--- Begin ---

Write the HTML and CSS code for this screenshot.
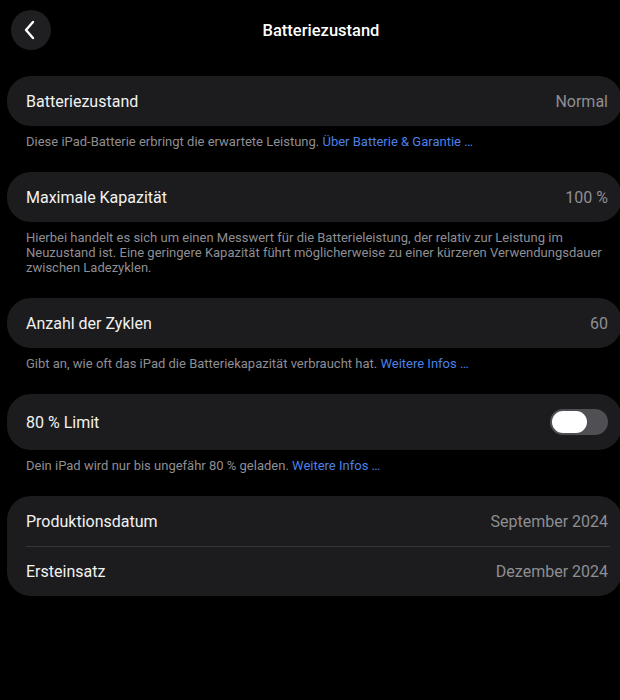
FILE: index.html
```html
<!DOCTYPE html>
<html lang="de">
<head>
<meta charset="UTF-8" />
<meta name="viewport" content="width=device-width, initial-scale=1" />
<title>Batteriezustand</title>
<link rel="stylesheet" href="styles.css">
</head>
<body>

<!-- Top bar -->
<div class="topBar">
  <button class="backBtn" title="Zurück">
    <svg width="14" height="20" viewBox="0 0 14 20">
      <path d="M10 2 L3 10 L10 18" fill="none" stroke="#fff" stroke-width="2.4" stroke-linecap="round" stroke-linejoin="round"/>
    </svg>
  </button>
  <div class="pageTitle">Batteriezustand</div>
</div>

<div class="settings">

  <div class="group">
    <div class="row">
      <span class="label">Batteriezustand</span>
      <span class="value">Normal</span>
    </div>
  </div>
  <div class="footnote">Diese iPad-Batterie erbringt die erwartete Leistung. <a href="#">Über Batterie &amp; Garantie …</a></div>

  <div class="group">
    <div class="row">
      <span class="label">Maximale Kapazität</span>
      <span class="value">100 %</span>
    </div>
  </div>
  <div class="footnote">Hierbei handelt es sich um einen Messwert für die Batterieleistung, der relativ zur Leistung im<br>Neuzustand ist. Eine geringere Kapazität führt möglicherweise zu einer kürzeren Verwendungsdauer<br>zwischen Ladezyklen.</div>

  <div class="group">
    <div class="row">
      <span class="label">Anzahl der Zyklen</span>
      <span class="value">60</span>
    </div>
  </div>
  <div class="footnote">Gibt an, wie oft das iPad die Batteriekapazität verbraucht hat. <a href="#">Weitere Infos …</a></div>

  <div class="group">
    <div class="row toggleRow">
      <span class="label">80 % Limit</span>
      <span class="switch"><span class="knob"></span></span>
    </div>
  </div>
  <div class="footnote">Dein iPad wird nur bis ungefähr 80 % geladen. <a href="#">Weitere Infos …</a></div>

  <div class="group">
    <div class="row">
      <span class="label">Produktionsdatum</span>
      <span class="value">September 2024</span>
    </div>
    <div class="row">
      <span class="label">Ersteinsatz</span>
      <span class="value">Dezember 2024</span>
    </div>
  </div>

</div>

</body>
</html>
```

FILE: styles.css
```css
body {
  margin: 0;
  background: #000;
  color: #fff;
  font-family: Roboto, "Liberation Sans", sans-serif;
  overflow: hidden;
}

/* Top bar with back button and title */
.topBar {
  position: relative;
  height: 60px;
  display: flex;
  align-items: center;
  justify-content: center;
}
.backBtn {
  position: absolute;
  left: 11px;
  top: 10px;
  width: 40px;
  height: 40px;
  border-radius: 50%;
  border: none;
  background: #1f1f21;
  display: flex;
  align-items: center;
  justify-content: center;
  padding: 0 2px 0 0;
}
.pageTitle {
  font-size: 16.5px;
  font-weight: 500;
  margin-left: 22px;
}

/* Settings list */
.settings {
  margin: 16px -2px 0 7px;
}
.group {
  background: #1c1c1e;
  border-radius: 24px;
}
.row {
  height: 50px;
  display: flex;
  align-items: center;
  justify-content: space-between;
  padding: 0 14px 0 19px;
  font-size: 16px;
  color: #f2f2f2;
}
.row + .row {
  border-top: 1px solid #363638;
  margin-left: 19px;
  padding-left: 0;
  margin-right: 12px;
  padding-right: 2px;
  height: 49px;
}
.toggleRow {
  height: 56px;
}
.value {
  color: #8e8e93;
}

/* Text under each group */
.footnote {
  padding: 7.5px 0 23.5px 19px;
  font-size: 13px;
  line-height: 15px;
  color: #8e8e93;
  white-space: nowrap;
}
.footnote a {
  color: #4c80e6;
  text-decoration: none;
}

/* Toggle switch, off state */
.switch {
  width: 58px;
  height: 26px;
  border-radius: 13px;
  background: #505054;
  position: relative;
}
.knob {
  position: absolute;
  left: 2px;
  top: 2px;
  width: 35px;
  height: 22px;
  border-radius: 11px;
  background: #fff;
}
```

--- End ---

What you have to do - Retype the listing exactly. Pictures do not belong in the copy.

Output -
Write the HTML and CSS code for this screenshot.
FILE: index.html
```html
<!DOCTYPE html>
<html lang="de">
<head>
<meta charset="UTF-8" />
<meta name="viewport" content="width=device-width, initial-scale=1" />
<title>Batteriezustand</title>
<link rel="stylesheet" href="styles.css">
</head>
<body>

<!-- Top bar -->
<div class="topBar">
  <button class="backBtn" title="Zurück">
    <svg width="14" height="20" viewBox="0 0 14 20">
      <path d="M10 2 L3 10 L10 18" fill="none" stroke="#fff" stroke-width="2.4" stroke-linecap="round" stroke-linejoin="round"/>
    </svg>
  </button>
  <div class="pageTitle">Batteriezustand</div>
</div>

<div class="settings">

  <div class="group">
    <div class="row">
      <span class="label">Batteriezustand</span>
      <span class="value">Normal</span>
    </div>
  </div>
  <div class="footnote">Diese iPad-Batterie erbringt die erwartete Leistung. <a href="#">Über Batterie &amp; Garantie …</a></div>

  <div class="group">
    <div class="row">
      <span class="label">Maximale Kapazität</span>
      <span class="value">100 %</span>
    </div>
  </div>
  <div class="footnote">Hierbei handelt es sich um einen Messwert für die Batterieleistung, der relativ zur Leistung im<br>Neuzustand ist. Eine geringere Kapazität führt möglicherweise zu einer kürzeren Verwendungsdauer<br>zwischen Ladezyklen.</div>

  <div class="group">
    <div class="row">
      <span class="label">Anzahl der Zyklen</span>
      <span class="value">60</span>
    </div>
  </div>
  <div class="footnote">Gibt an, wie oft das iPad die Batteriekapazität verbraucht hat. <a href="#">Weitere Infos …</a></div>

  <div class="group">
    <div class="row toggleRow">
      <span class="label">80 % Limit</span>
      <span class="switch"><span class="knob"></span></span>
    </div>
  </div>
  <div class="footnote">Dein iPad wird nur bis ungefähr 80 % geladen. <a href="#">Weitere Infos …</a></div>

  <div class="group">
    <div class="row">
      <span class="label">Produktionsdatum</span>
      <span class="value">September 2024</span>
    </div>
    <div class="row">
      <span class="label">Ersteinsatz</span>
      <span class="value">Dezember 2024</span>
    </div>
  </div>

</div>

</body>
</html>
```

FILE: styles.css
```css
body {
  margin: 0;
  background: #000;
  color: #fff;
  font-family: Roboto, "Liberation Sans", sans-serif;
  overflow: hidden;
}

/* Top bar with back button and title */
.topBar {
  position: relative;
  height: 60px;
  display: flex;
  align-items: center;
  justify-content: center;
}
.backBtn {
  position: absolute;
  left: 11px;
  top: 10px;
  width: 40px;
  height: 40px;
  border-radius: 50%;
  border: none;
  background: #1f1f21;
  display: flex;
  align-items: center;
  justify-content: center;
  padding: 0 2px 0 0;
}
.pageTitle {
  font-size: 16.5px;
  font-weight: 500;
  margin-left: 22px;
}

/* Settings list */
.settings {
  margin: 16px -2px 0 7px;
}
.group {
  background: #1c1c1e;
  border-radius: 24px;
}
.row {
  height: 50px;
  display: flex;
  align-items: center;
  justify-content: space-between;
  padding: 0 14px 0 19px;
  font-size: 16px;
  color: #f2f2f2;
}
.row + .row {
  border-top: 1px solid #363638;
  margin-left: 19px;
  padding-left: 0;
  margin-right: 12px;
  padding-right: 2px;
  height: 49px;
}
.toggleRow {
  height: 56px;
}
.value {
  color: #8e8e93;
}

/* Text under each group */
.footnote {
  padding: 7.5px 0 23.5px 19px;
  font-size: 13px;
  line-height: 15px;
  color: #8e8e93;
  white-space: nowrap;
}
.footnote a {
  color: #4c80e6;
  text-decoration: none;
}

/* Toggle switch, off state */
.switch {
  width: 58px;
  height: 26px;
  border-radius: 13px;
  background: #505054;
  position: relative;
}
.knob {
  position: absolute;
  left: 2px;
  top: 2px;
  width: 35px;
  height: 22px;
  border-radius: 11px;
  background: #fff;
}
```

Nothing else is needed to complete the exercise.